There is a season
The season has turned. It seems that only in the space of the weekend, it has become dark in the mornings, and cold. There’s still time for another heatwave before the end of February, and maybe we’ll even have another one in March, but the change is unmistakable. It has begun.
The cold was uncomfortable when I left home this morning. There was dew on the rooftops, and waking birdsongs that I’ve not heard for months. I needed my headlight.
There’s been a change in my life too, a medical event. It’s not serious. It’s trifling really, and many people would gladly swap their diagnosis for mine. For such a little thing in the scheme of all we face in life, I feel unreasonably distressed. It’s just another sign of aging, but the change is unmistakable. The season has turned.

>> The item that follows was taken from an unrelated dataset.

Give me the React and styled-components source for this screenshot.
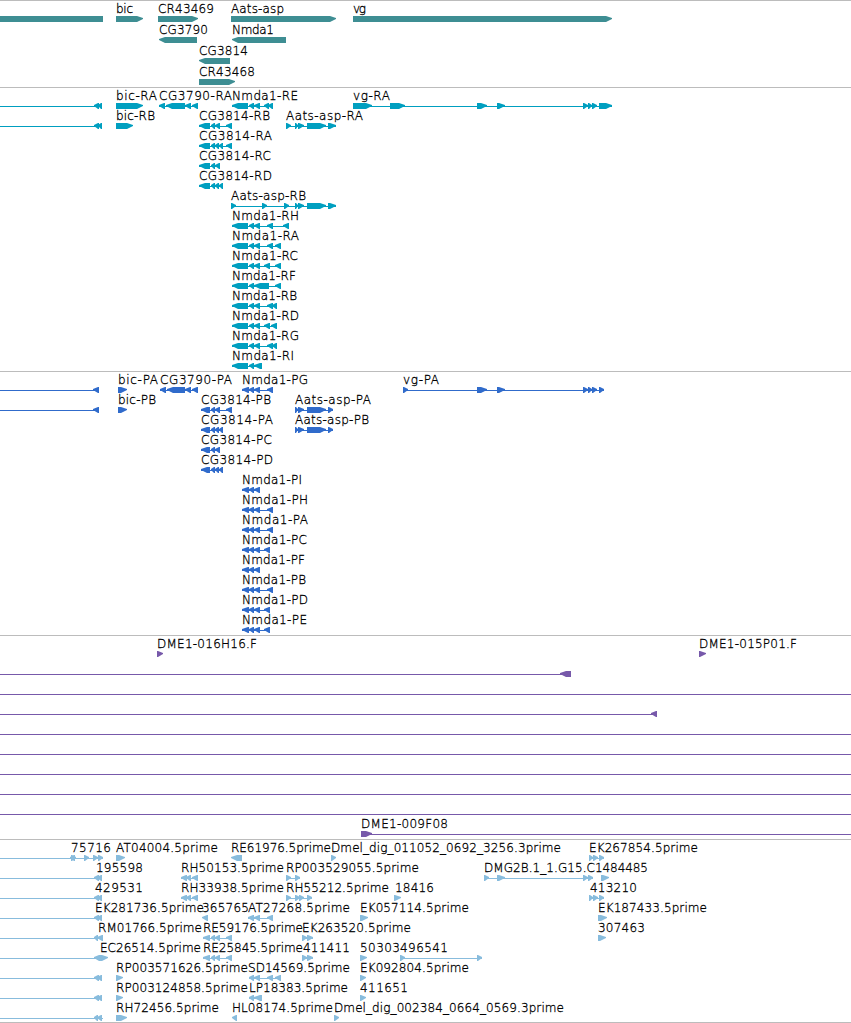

When the cold weather comes, we cyclists do a kind of mental shrug and ride anyway. This morning was just a kilometre of mild discomfort until I warmed up, after all. It was not like the throat burning, head aching cold of a frost. My little misery needs to be treated the same way, I guess. Just get on the bike and get going; life has to keep happening.
What struck me this morning was how much the little change in the season, perhaps still unnoticed by many folk, changes everything. The roof iron is wet. On some houses you suddenly see the lines of rafters, or insulation marked out in the dew. It smells different. On this morning’s gentler moister air, I could smell wet wool. I ride the same route several mornings a week; the change in the season lets the smell carry a little further from the factory. Soon I will be able to pick out the bakery as I ride up the hill. Even the noise of the traffic has changed, clearer and somehow less bludgeoning in the morning chill.
So I tell myself that there are new things to explore, and new challenges to undertake. I know that charting the changes is a healthy thing to do, unless it becomes obsessive. Far better that than the man who lives in denial of life’s inevitable change, and stays in a kind of adolescence which one day erupts in unmanageable crisis. But charting the changes means feeling the losses, and the little griefs. Perhaps on the way home tonight, I will sit by the river and just watch the ducks. But inevitably I’ll have to get back on the bike and get going.